Fix Phobos dependencies on autodecoding
H. S. Teoh
hsteoh at quickfur.ath.cx
Fri Aug 16 21:57:13 UTC 2019
On Fri, Aug 16, 2019 at 01:44:20PM -0700, Walter Bright via Digitalmars-d wrote:
[...]
> Google translate can (and does) figure it out from the context, just
> like a human reader would.
Ha! Actually, IME, randomly substituting lookalike characters from
other languages in the input to Google Translate often transmutes the
result from passably-understandable to outright hilarious (and
ridiculous). Or the poor befuddled software just gives up and spits the
input back at you verbatim.
[...]
> And frankly, if data processing software is totally reliant on using
> the correct language-specific glyph, it will fail, because people will
> not type in the correct one, and visually they cannot proof it for
> correctness. Anything that does OCR is going to completely fail at
> this.
>
> Robust data processing software is going to be forced to accept and
> allow for multiple encodings of the same glyph, pretty much rendering
> the semantic difference meaningless.
It's not a hard problem. You just need a preprocessing stage to
normalize such stray glyphs into the correct language-specific code
points, and all subsequent stages in your software pipeline will Just
Work(tm). Think of it as a rudimentary "OCR" stage to sanitize your
inputs.
This option would be unavailable if you used an encoding scheme that
*cannot* encode language as part of the string.
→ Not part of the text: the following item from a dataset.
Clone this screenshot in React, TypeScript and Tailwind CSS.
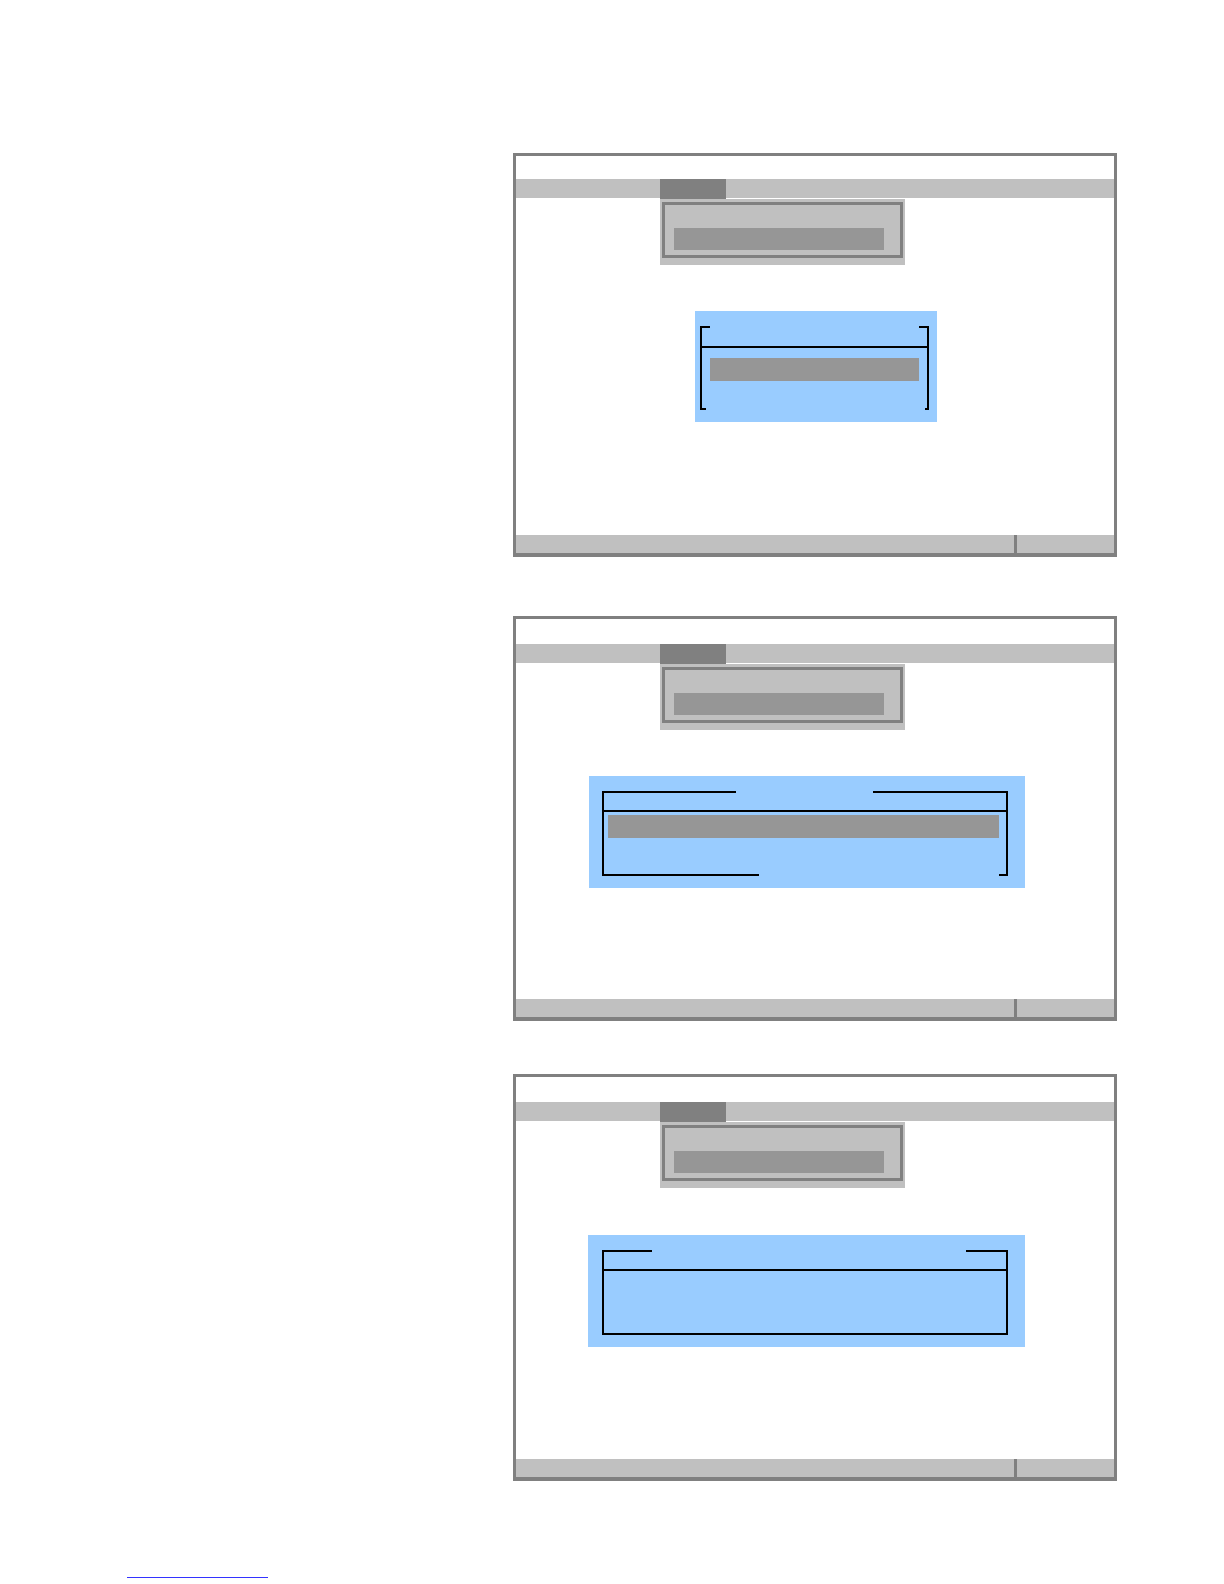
import type { ReactNode } from "react";

// one setup screen: menu bar, open pull-down, dialog, status bar
function Screen({ box, children }: { box: string; children: ReactNode }) {
  return (
    <div
      className={`flex w-[604px] flex-col border-[3px] border-b-4 border-[#808080] bg-white ${box}`}
    >
      <div className="flex h-[19px] bg-[#c0c0c0]">
        <div className="ml-[144px] h-[20px] w-[66px] bg-[#808080]" />
      </div>
      <div className="ml-[144px] mt-px h-[66px] w-[245px] bg-[#c0c0c0] pl-[2px] pt-[3px]">
        <div className="h-[56px] w-[241px] border-[3px] border-[#808080] pl-[9px] pt-[23px]">
          <div className="h-[22px] w-[210px] bg-[#969696]" />
        </div>
      </div>
      {children}
      <div className="mt-auto flex h-[18px]">
        <div className="w-[498px] bg-[#c0c0c0]" />
        <div className="w-[3px] bg-[#808080]" />
        <div className="flex-1 bg-[#c0c0c0]" />
      </div>
    </div>
  );
}

function DialogSmall() {
  return (
    <div className="ml-[179px] mt-[46px] h-[111px] w-[242px] bg-[#99ccff] pl-[5px] pt-[15px]">
      <div className="flex h-[84px] w-[229px] flex-col border-x-2 border-black">
        <div className="flex h-[22px] border-b-2 border-black">
          <div className="w-[8px] border-t-2 border-black" />
          <div className="flex-1" />
          <div className="w-[8px] border-t-2 border-black" />
        </div>
        <div className="ml-[8px] mt-[10px] h-[23px] w-[209px] bg-[#969696]" />
        <div className="mt-auto flex h-[2px]">
          <div className="w-[4px] bg-black" />
          <div className="flex-1" />
          <div className="w-[2px] bg-black" />
        </div>
      </div>
    </div>
  );
}

function DialogWide() {
  return (
    <div className="ml-[73px] mt-[46px] h-[112px] w-[436px] bg-[#99ccff] pl-[13px] pt-[15px]">
      <div className="flex h-[85px] w-[406px] flex-col border-x-2 border-black">
        <div className="flex h-[21px] border-b-2 border-black">
          <div className="w-[132px] border-t-2 border-black" />
          <div className="flex-1" />
          <div className="w-[133px] border-t-2 border-black" />
        </div>
        <div className="ml-[4px] mt-[3px] h-[23px] w-[391px] bg-[#969696]" />
        <div className="mt-auto flex h-[2px]">
          <div className="w-[155px] bg-black" />
          <div className="flex-1" />
          <div className="w-[7px] bg-black" />
        </div>
      </div>
    </div>
  );
}

function DialogEmpty() {
  return (
    <div className="ml-[72px] mt-[47px] h-[112px] w-[437px] bg-[#99ccff] pl-[14px] pt-[15px]">
      <div className="flex h-[85px] w-[406px] flex-col border-x-2 border-b-2 border-black">
        <div className="flex h-[21px] border-b-2 border-black">
          <div className="w-[48px] border-t-2 border-black" />
          <div className="flex-1" />
          <div className="w-[40px] border-t-2 border-black" />
        </div>
      </div>
    </div>
  );
}

export default function App() {
  return (
    <div className="flex h-[1584px] w-[1224px] flex-col bg-white">
      <div className="flex flex-col pl-[513px] pt-[153px]">
        <Screen box="h-[404px] pt-[23px]">
          <DialogSmall />
        </Screen>
        <div className="mt-[59px]">
          <Screen box="h-[405px] pt-[25px]">
            <DialogWide />
          </Screen>
        </div>
        <div className="mt-[53px]">
          <Screen box="h-[407px] pt-[25px]">
            <DialogEmpty />
          </Screen>
        </div>
      </div>
      <div className="ml-[127px] mt-[96px] h-px w-[141px] bg-[#3333ff]" />
    </div>
  );
}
> I bet in 10 or 20 years of being clobbered by experience you'll
> reluctantly agree with me that assigning semantics to individual code
> points was a mistake. :-)
That remains to be seen. :-)
> BTW, I was a winner in the 1986 Obfuscated C Code Contest with:
[...]
> I am indeed aware of the problems with confusing O0l1|. D does take
> steps to be more tolerant of bad fonts, such as 10l being allowed in
> C, but not D. I seriously considered banning the identifiers l and O.
> Perhaps I should have. | is not a problem because the grammar (i.e.
> the context) detects errors with it.
I also won an IOCCC award once, albeit anonymously (see 2005/anon)...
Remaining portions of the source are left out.